# Start of DATA SUPPLIED
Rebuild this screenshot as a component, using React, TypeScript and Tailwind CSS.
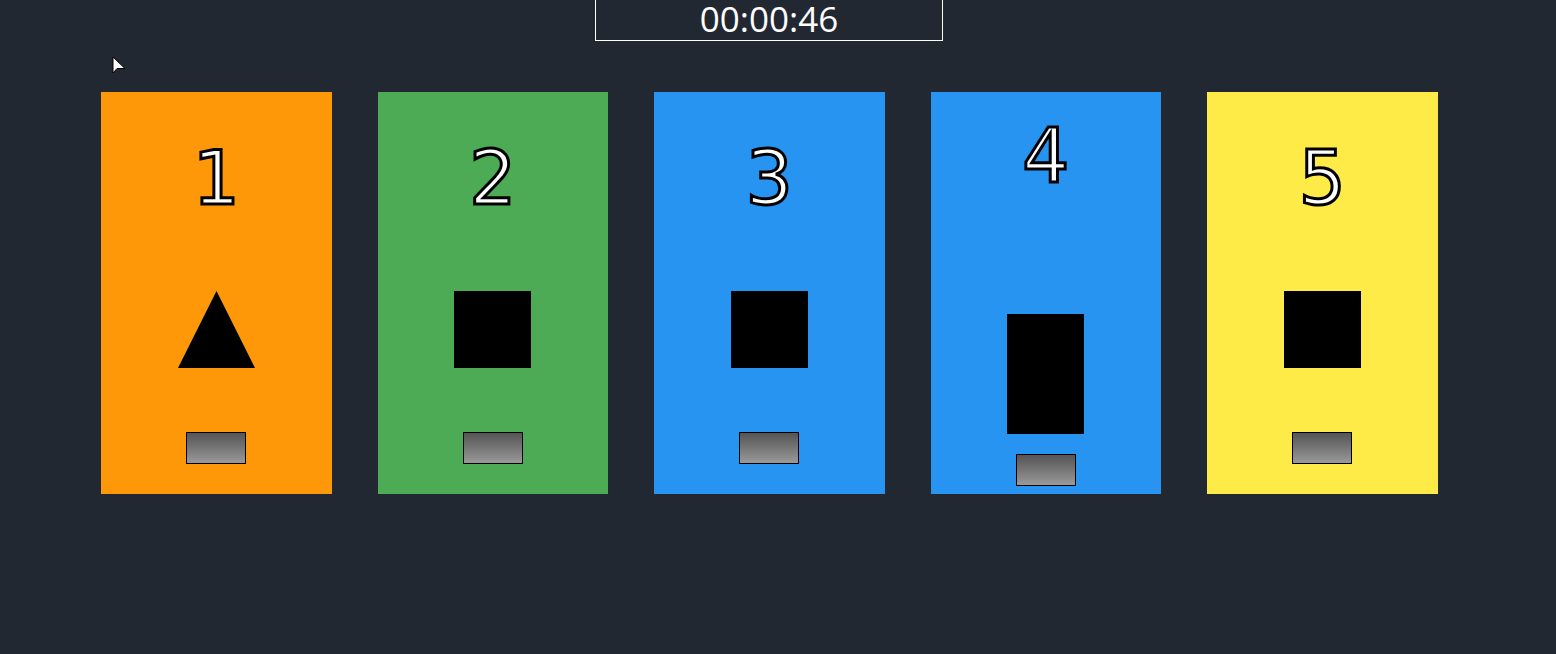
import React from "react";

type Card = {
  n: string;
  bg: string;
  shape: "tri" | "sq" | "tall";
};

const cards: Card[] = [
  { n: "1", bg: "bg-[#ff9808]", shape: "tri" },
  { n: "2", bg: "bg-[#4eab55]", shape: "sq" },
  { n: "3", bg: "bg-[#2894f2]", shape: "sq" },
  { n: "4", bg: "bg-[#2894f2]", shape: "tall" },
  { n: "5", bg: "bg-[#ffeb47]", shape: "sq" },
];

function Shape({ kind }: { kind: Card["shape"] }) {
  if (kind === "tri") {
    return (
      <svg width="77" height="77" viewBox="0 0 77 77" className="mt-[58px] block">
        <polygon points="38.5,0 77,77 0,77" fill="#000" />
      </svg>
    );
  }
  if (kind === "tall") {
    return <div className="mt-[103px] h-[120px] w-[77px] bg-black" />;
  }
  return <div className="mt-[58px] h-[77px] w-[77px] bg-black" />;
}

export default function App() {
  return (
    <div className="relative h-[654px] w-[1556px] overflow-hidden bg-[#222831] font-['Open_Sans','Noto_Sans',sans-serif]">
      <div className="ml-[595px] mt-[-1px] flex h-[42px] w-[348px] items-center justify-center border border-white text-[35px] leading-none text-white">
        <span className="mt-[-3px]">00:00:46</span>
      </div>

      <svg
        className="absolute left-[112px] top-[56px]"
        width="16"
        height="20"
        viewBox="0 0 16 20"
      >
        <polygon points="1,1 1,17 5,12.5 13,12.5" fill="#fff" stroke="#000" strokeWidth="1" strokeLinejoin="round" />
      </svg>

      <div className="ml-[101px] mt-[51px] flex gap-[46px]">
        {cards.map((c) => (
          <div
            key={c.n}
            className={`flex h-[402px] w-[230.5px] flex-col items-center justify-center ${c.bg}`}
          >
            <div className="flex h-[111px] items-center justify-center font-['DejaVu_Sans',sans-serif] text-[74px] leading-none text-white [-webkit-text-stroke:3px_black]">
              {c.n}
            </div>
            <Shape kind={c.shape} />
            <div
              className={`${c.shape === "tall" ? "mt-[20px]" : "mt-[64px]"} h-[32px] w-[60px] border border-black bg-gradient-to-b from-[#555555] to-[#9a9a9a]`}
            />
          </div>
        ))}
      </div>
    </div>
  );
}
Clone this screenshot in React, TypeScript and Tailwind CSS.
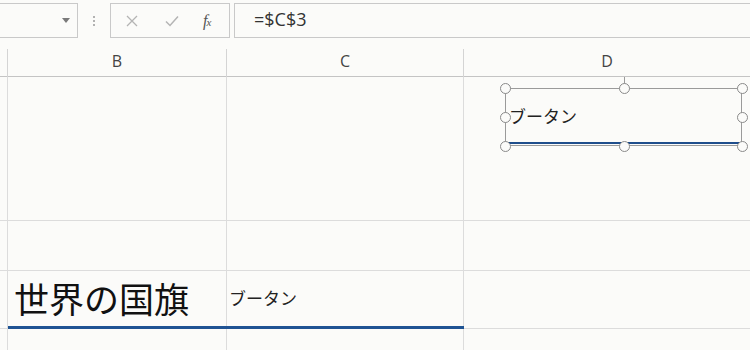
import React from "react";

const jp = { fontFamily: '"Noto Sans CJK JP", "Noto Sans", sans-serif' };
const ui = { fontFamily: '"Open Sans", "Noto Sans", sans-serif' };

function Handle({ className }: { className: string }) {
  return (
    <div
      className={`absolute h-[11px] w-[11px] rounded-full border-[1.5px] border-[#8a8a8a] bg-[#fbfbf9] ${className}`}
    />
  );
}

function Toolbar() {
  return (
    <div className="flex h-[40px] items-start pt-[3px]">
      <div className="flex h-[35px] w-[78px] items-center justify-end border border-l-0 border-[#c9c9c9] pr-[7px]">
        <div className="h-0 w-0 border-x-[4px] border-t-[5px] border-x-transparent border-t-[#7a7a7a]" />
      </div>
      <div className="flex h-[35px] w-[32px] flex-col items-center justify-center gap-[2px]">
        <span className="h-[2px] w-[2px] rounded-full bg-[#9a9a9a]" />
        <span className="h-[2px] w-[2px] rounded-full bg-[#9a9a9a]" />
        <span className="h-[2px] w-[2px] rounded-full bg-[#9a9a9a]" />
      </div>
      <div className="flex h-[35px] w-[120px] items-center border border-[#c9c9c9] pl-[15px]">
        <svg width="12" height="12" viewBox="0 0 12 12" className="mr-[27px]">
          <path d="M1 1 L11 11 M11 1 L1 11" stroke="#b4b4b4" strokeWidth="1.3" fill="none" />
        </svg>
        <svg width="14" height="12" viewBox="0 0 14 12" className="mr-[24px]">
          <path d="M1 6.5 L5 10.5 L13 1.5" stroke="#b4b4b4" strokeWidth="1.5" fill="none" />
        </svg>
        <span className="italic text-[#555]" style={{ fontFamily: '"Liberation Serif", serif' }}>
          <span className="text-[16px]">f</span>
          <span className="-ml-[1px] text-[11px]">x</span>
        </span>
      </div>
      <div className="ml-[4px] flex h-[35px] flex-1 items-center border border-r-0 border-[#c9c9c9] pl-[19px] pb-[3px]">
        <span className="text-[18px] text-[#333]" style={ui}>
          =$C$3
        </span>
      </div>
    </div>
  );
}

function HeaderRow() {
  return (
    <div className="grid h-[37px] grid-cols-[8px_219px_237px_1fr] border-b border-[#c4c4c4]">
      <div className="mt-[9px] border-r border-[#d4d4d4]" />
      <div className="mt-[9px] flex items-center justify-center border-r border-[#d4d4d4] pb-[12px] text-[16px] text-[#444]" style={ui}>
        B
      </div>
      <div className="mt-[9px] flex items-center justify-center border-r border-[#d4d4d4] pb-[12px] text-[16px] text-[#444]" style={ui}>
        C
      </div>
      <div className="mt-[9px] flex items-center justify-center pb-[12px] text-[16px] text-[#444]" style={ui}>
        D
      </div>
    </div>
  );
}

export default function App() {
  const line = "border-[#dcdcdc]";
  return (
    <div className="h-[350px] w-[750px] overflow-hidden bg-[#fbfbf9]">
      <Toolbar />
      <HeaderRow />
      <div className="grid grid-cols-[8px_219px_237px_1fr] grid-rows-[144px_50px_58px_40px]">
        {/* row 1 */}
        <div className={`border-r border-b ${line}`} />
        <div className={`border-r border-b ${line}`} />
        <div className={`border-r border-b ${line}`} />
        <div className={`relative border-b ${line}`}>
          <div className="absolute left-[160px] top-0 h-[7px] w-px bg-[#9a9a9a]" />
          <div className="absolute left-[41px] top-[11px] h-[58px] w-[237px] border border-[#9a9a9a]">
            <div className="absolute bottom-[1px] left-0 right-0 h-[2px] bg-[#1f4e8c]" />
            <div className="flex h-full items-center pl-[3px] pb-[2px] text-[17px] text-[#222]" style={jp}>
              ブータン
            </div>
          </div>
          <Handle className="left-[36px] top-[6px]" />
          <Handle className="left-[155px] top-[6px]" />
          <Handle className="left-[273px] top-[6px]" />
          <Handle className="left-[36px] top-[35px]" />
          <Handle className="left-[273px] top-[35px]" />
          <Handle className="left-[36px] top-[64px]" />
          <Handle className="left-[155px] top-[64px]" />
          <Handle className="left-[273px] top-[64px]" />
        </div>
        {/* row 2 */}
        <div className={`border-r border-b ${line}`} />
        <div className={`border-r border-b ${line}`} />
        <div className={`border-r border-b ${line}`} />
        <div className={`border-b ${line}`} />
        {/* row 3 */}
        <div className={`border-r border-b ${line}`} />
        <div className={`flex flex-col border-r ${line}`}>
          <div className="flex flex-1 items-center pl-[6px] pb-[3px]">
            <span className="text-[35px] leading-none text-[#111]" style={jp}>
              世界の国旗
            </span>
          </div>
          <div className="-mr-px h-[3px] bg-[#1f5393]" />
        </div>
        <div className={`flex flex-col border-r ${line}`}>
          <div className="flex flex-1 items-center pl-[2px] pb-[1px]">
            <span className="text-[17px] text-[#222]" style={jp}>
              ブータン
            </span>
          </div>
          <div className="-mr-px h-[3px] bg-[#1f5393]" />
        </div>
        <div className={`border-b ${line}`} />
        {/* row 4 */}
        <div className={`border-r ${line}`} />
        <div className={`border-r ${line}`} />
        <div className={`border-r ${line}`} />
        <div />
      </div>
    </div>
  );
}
# End of DATA SUPPLIED
WHAT IS NEEDED | Find and copy each line above that includes the string "this".

ANSWER TO THE TASK |
Rebuild this screenshot as a component, using React, TypeScript and Tailwind CSS.
Clone this screenshot in React, TypeScript and Tailwind CSS.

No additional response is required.